### What you have to do
Reproduce the listing word for word. Skip any image.

-----

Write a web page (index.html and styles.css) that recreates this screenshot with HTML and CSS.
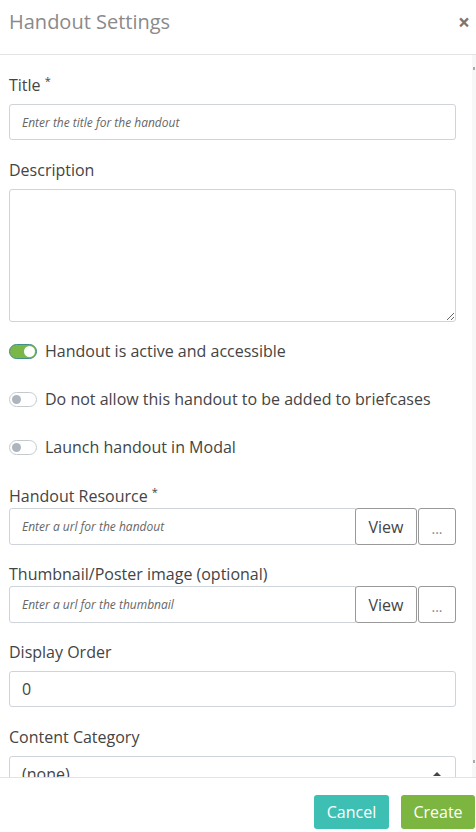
FILE: index.html
```html
<!DOCTYPE html>
<html>
<head>
<meta charset="utf-8">
<link rel="stylesheet" href="styles.css">
</head>
<body>
<div class="modal">
  <div class="modal-header">
    <h1 class="modal-title">Handout Settings</h1>
    <span class="close">&times;</span>
  </div>
  <div class="modal-body">
    <div class="content">
      <div class="group">
        <label class="label">Title <sup>*</sup></label>
        <div class="input placeholder">Enter the title for the handout</div>
      </div>
      <div class="group">
        <label class="label">Description</label>
        <textarea class="textarea"></textarea>
      </div>
      <div class="toggle-row first">
        <span class="switch on"><span class="knob"></span></span>
        <span class="toggle-text">Handout is active and accessible</span>
      </div>
      <div class="toggle-row">
        <span class="switch"><span class="knob"></span></span>
        <span class="toggle-text">Do not allow this handout to be added to briefcases</span>
      </div>
      <div class="toggle-row">
        <span class="switch"><span class="knob"></span></span>
        <span class="toggle-text">Launch handout in Modal</span>
      </div>
      <div class="group tight">
        <label class="label">Handout Resource <sup>*</sup></label>
        <div class="input-group">
          <div class="input grow placeholder">Enter a url for the handout</div>
          <button class="btn-outline view">View</button>
          <button class="btn-outline dots">...</button>
        </div>
      </div>
      <div class="group tight">
        <label class="label">Thumbnail/Poster image (optional)</label>
        <div class="input-group">
          <div class="input grow placeholder">Enter a url for the thumbnail</div>
          <button class="btn-outline view">View</button>
          <button class="btn-outline dots">...</button>
        </div>
      </div>
      <div class="group">
        <label class="label">Display Order</label>
        <div class="input value">0</div>
      </div>
      <div class="group">
        <label class="label">Content Category</label>
        <div class="input select value">
          <span>(none)</span>
          <svg class="caret" width="10" height="14" viewBox="0 0 10 14"><path d="M1 5 L5 1 L9 5 Z" fill="#444"/><path d="M1 9 L5 13 L9 9 Z" fill="#444"/></svg>
        </div>
      </div>
    </div>
    <div class="scrollbar">
      <span class="arrow up"></span>
      <span class="arrow down"></span>
    </div>
  </div>
  <div class="modal-footer">
    <button class="btn cancel">Cancel</button>
    <button class="btn create">Create</button>
  </div>
</div>
</body>
</html>
```
FILE: styles.css
```css
html, body {
  margin: 0;
  padding: 0;
  background: #fff;
}
body {
  font-family: "Open Sans", "Noto Sans", sans-serif;
  color: #444;
  width: 476px;
  height: 832px;
  overflow: hidden;
}
.modal {
  display: flex;
  flex-direction: column;
  height: 832px;
}
.modal-header {
  height: 55px;
  border-bottom: 1px solid #e3e3e3;
  display: flex;
  align-items: center;
  justify-content: space-between;
  padding: 0 6px 10px 9px;
  box-sizing: border-box;
  flex: none;
}
.modal-title {
  margin: 0;
  font-size: 20px;
  font-weight: 400;
  color: #8a8a8a;
  line-height: 28px;
}
.close {
  font-size: 21px;
  font-weight: 700;
  color: #777;
  line-height: 20px;
}
.modal-body {
  height: 722px;
  overflow: hidden;
  display: flex;
  flex: none;
}
.content {
  flex: 1;
  padding: 19px 16px 0 9px;
  box-sizing: border-box;
  min-width: 0;
}
.scrollbar {
  width: 4px;
  background: #f7f7f7;
  position: relative;
  flex: none;
}
.arrow {
  position: absolute;
  left: 1px;
  width: 2px;
  height: 3px;
  background: #aaa;
}
.arrow.up { top: 12px; }
.arrow.down { top: 705px; }
.group {
  margin-bottom: 19px;
}
.label {
  display: block;
  font-size: 16px;
  line-height: 22px;
  margin-bottom: 8px;
  color: #444;
}
.group.tight .label {
  margin-bottom: 1px;
}
.group.tight {
  margin-bottom: 18px;
}
sup {
  font-size: 11px;
  line-height: 0;
  vertical-align: 6px;
}
.input {
  height: 36px;
  border: 1px solid #ced4da;
  border-radius: 3px;
  box-sizing: border-box;
  padding: 0 12px;
  display: flex;
  align-items: center;
}
.placeholder {
  font-size: 12px;
  font-style: italic;
  color: #666;
}
.value {
  font-size: 16px;
  color: #444;
}
.textarea {
  display: block;
  width: 100%;
  height: 133px;
  box-sizing: border-box;
  border: 1px solid #ced4da;
  border-radius: 3px;
  margin: 0;
  padding: 6px 12px;
  font-family: inherit;
  background: #fff;
}
.toggle-row {
  display: flex;
  align-items: center;
  height: 21px;
  margin-bottom: 27px;
}
.toggle-row.first {
  margin-top: 19px;
}
.switch {
  width: 28px;
  height: 15px;
  border-radius: 8px;
  border: 1px solid #c6c9cc;
  box-sizing: border-box;
  background: #fff;
  position: relative;
  margin-right: 8px;
  flex: none;
}
.switch .knob {
  position: absolute;
  top: 2px;
  left: 2px;
  width: 9px;
  height: 9px;
  border-radius: 50%;
  background: #adb5bd;
}
.switch.on {
  background: #7ab648;
  border-color: #3f8f8a;
}
.switch.on .knob {
  left: auto;
  right: 1px;
  top: 1px;
  width: 11px;
  height: 11px;
  background: #fff;
}
.toggle-text {
  font-size: 16px;
  line-height: 21px;
  color: #444;
}
.input-group {
  display: flex;
  height: 37px;
}
.input-group .input {
  height: 37px;
  border-radius: 3px 0 0 3px;
}
.grow {
  flex: 1;
  min-width: 0;
}
.btn-outline {
  height: 37px;
  border: 1px solid #999;
  background: #fff;
  border-radius: 3px;
  font-family: inherit;
  box-sizing: border-box;
  padding: 0;
}
.view {
  width: 62px;
  font-size: 16px;
  color: #444;
  margin-left: -1px;
}
.dots {
  width: 38px;
  margin-left: 1px;
  font-size: 14px;
  color: #888;
  padding-top: 4px;
}
.select {
  justify-content: space-between;
}
.caret {
  margin-right: 1px;
  margin-top: 8px;
}
.modal-footer {
  border-top: 1px solid #e3e3e3;
  flex: 1;
  display: flex;
  justify-content: flex-end;
  align-items: flex-start;
  padding: 17px 1px 0 0;
  gap: 12px;
}
.btn {
  height: 34px;
  border: none;
  border-radius: 3px;
  color: #fff;
  font-family: inherit;
  font-size: 16px;
  padding: 0;
}
.cancel {
  width: 75px;
  background: #3dbfb3;
}
.create {
  width: 74px;
  background: #7cb641;
}
```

-----

### Written answer
Write a web page (index.html and styles.css) that recreates this screenshot with HTML and CSS.
FILE: index.html
```html
<!DOCTYPE html>
<html>
<head>
<meta charset="utf-8">
<link rel="stylesheet" href="styles.css">
</head>
<body>
<div class="modal">
  <div class="modal-header">
    <h1 class="modal-title">Handout Settings</h1>
    <span class="close">&times;</span>
  </div>
  <div class="modal-body">
    <div class="content">
      <div class="group">
        <label class="label">Title <sup>*</sup></label>
        <div class="input placeholder">Enter the title for the handout</div>
      </div>
      <div class="group">
        <label class="label">Description</label>
        <textarea class="textarea"></textarea>
      </div>
      <div class="toggle-row first">
        <span class="switch on"><span class="knob"></span></span>
        <span class="toggle-text">Handout is active and accessible</span>
      </div>
      <div class="toggle-row">
        <span class="switch"><span class="knob"></span></span>
        <span class="toggle-text">Do not allow this handout to be added to briefcases</span>
      </div>
      <div class="toggle-row">
        <span class="switch"><span class="knob"></span></span>
        <span class="toggle-text">Launch handout in Modal</span>
      </div>
      <div class="group tight">
        <label class="label">Handout Resource <sup>*</sup></label>
        <div class="input-group">
          <div class="input grow placeholder">Enter a url for the handout</div>
          <button class="btn-outline view">View</button>
          <button class="btn-outline dots">...</button>
        </div>
      </div>
      <div class="group tight">
        <label class="label">Thumbnail/Poster image (optional)</label>
        <div class="input-group">
          <div class="input grow placeholder">Enter a url for the thumbnail</div>
          <button class="btn-outline view">View</button>
          <button class="btn-outline dots">...</button>
        </div>
      </div>
      <div class="group">
        <label class="label">Display Order</label>
        <div class="input value">0</div>
      </div>
      <div class="group">
        <label class="label">Content Category</label>
        <div class="input select value">
          <span>(none)</span>
          <svg class="caret" width="10" height="14" viewBox="0 0 10 14"><path d="M1 5 L5 1 L9 5 Z" fill="#444"/><path d="M1 9 L5 13 L9 9 Z" fill="#444"/></svg>
        </div>
      </div>
    </div>
    <div class="scrollbar">
      <span class="arrow up"></span>
      <span class="arrow down"></span>
    </div>
  </div>
  <div class="modal-footer">
    <button class="btn cancel">Cancel</button>
    <button class="btn create">Create</button>
  </div>
</div>
</body>
</html>
```
FILE: styles.css
```css
html, body {
  margin: 0;
  padding: 0;
  background: #fff;
}
body {
  font-family: "Open Sans", "Noto Sans", sans-serif;
  color: #444;
  width: 476px;
  height: 832px;
  overflow: hidden;
}
.modal {
  display: flex;
  flex-direction: column;
  height: 832px;
}
.modal-header {
  height: 55px;
  border-bottom: 1px solid #e3e3e3;
  display: flex;
  align-items: center;
  justify-content: space-between;
  padding: 0 6px 10px 9px;
  box-sizing: border-box;
  flex: none;
}
.modal-title {
  margin: 0;
  font-size: 20px;
  font-weight: 400;
  color: #8a8a8a;
  line-height: 28px;
}
.close {
  font-size: 21px;
  font-weight: 700;
  color: #777;
  line-height: 20px;
}
.modal-body {
  height: 722px;
  overflow: hidden;
  display: flex;
  flex: none;
}
.content {
  flex: 1;
  padding: 19px 16px 0 9px;
  box-sizing: border-box;
  min-width: 0;
}
.scrollbar {
  width: 4px;
  background: #f7f7f7;
  position: relative;
  flex: none;
}
.arrow {
  position: absolute;
  left: 1px;
  width: 2px;
  height: 3px;
  background: #aaa;
}
.arrow.up { top: 12px; }
.arrow.down { top: 705px; }
.group {
  margin-bottom: 19px;
}
.label {
  display: block;
  font-size: 16px;
  line-height: 22px;
  margin-bottom: 8px;
  color: #444;
}
.group.tight .label {
  margin-bottom: 1px;
}
.group.tight {
  margin-bottom: 18px;
}
sup {
  font-size: 11px;
  line-height: 0;
  vertical-align: 6px;
}
.input {
  height: 36px;
  border: 1px solid #ced4da;
  border-radius: 3px;
  box-sizing: border-box;
  padding: 0 12px;
  display: flex;
  align-items: center;
}
.placeholder {
  font-size: 12px;
  font-style: italic;
  color: #666;
}
.value {
  font-size: 16px;
  color: #444;
}
.textarea {
  display: block;
  width: 100%;
  height: 133px;
  box-sizing: border-box;
  border: 1px solid #ced4da;
  border-radius: 3px;
  margin: 0;
  padding: 6px 12px;
  font-family: inherit;
  background: #fff;
}
.toggle-row {
  display: flex;
  align-items: center;
  height: 21px;
  margin-bottom: 27px;
}
.toggle-row.first {
  margin-top: 19px;
}
.switch {
  width: 28px;
  height: 15px;
  border-radius: 8px;
  border: 1px solid #c6c9cc;
  box-sizing: border-box;
  background: #fff;
  position: relative;
  margin-right: 8px;
  flex: none;
}
.switch .knob {
  position: absolute;
  top: 2px;
  left: 2px;
  width: 9px;
  height: 9px;
  border-radius: 50%;
  background: #adb5bd;
}
.switch.on {
  background: #7ab648;
  border-color: #3f8f8a;
}
.switch.on .knob {
  left: auto;
  right: 1px;
  top: 1px;
  width: 11px;
  height: 11px;
  background: #fff;
}
.toggle-text {
  font-size: 16px;
  line-height: 21px;
  color: #444;
}
.input-group {
  display: flex;
  height: 37px;
}
.input-group .input {
  height: 37px;
  border-radius: 3px 0 0 3px;
}
.grow {
  flex: 1;
  min-width: 0;
}
.btn-outline {
  height: 37px;
  border: 1px solid #999;
  background: #fff;
  border-radius: 3px;
  font-family: inherit;
  box-sizing: border-box;
  padding: 0;
}
.view {
  width: 62px;
  font-size: 16px;
  color: #444;
  margin-left: -1px;
}
.dots {
  width: 38px;
  margin-left: 1px;
  font-size: 14px;
  color: #888;
  padding-top: 4px;
}
.select {
  justify-content: space-between;
}
.caret {
  margin-right: 1px;
  margin-top: 8px;
}
.modal-footer {
  border-top: 1px solid #e3e3e3;
  flex: 1;
  display: flex;
  justify-content: flex-end;
  align-items: flex-start;
  padding: 17px 1px 0 0;
  gap: 12px;
}
.btn {
  height: 34px;
  border: none;
  border-radius: 3px;
  color: #fff;
  font-family: inherit;
  font-size: 16px;
  padding: 0;
}
.cancel {
  width: 75px;
  background: #3dbfb3;
}
.create {
  width: 74px;
  background: #7cb641;
}
```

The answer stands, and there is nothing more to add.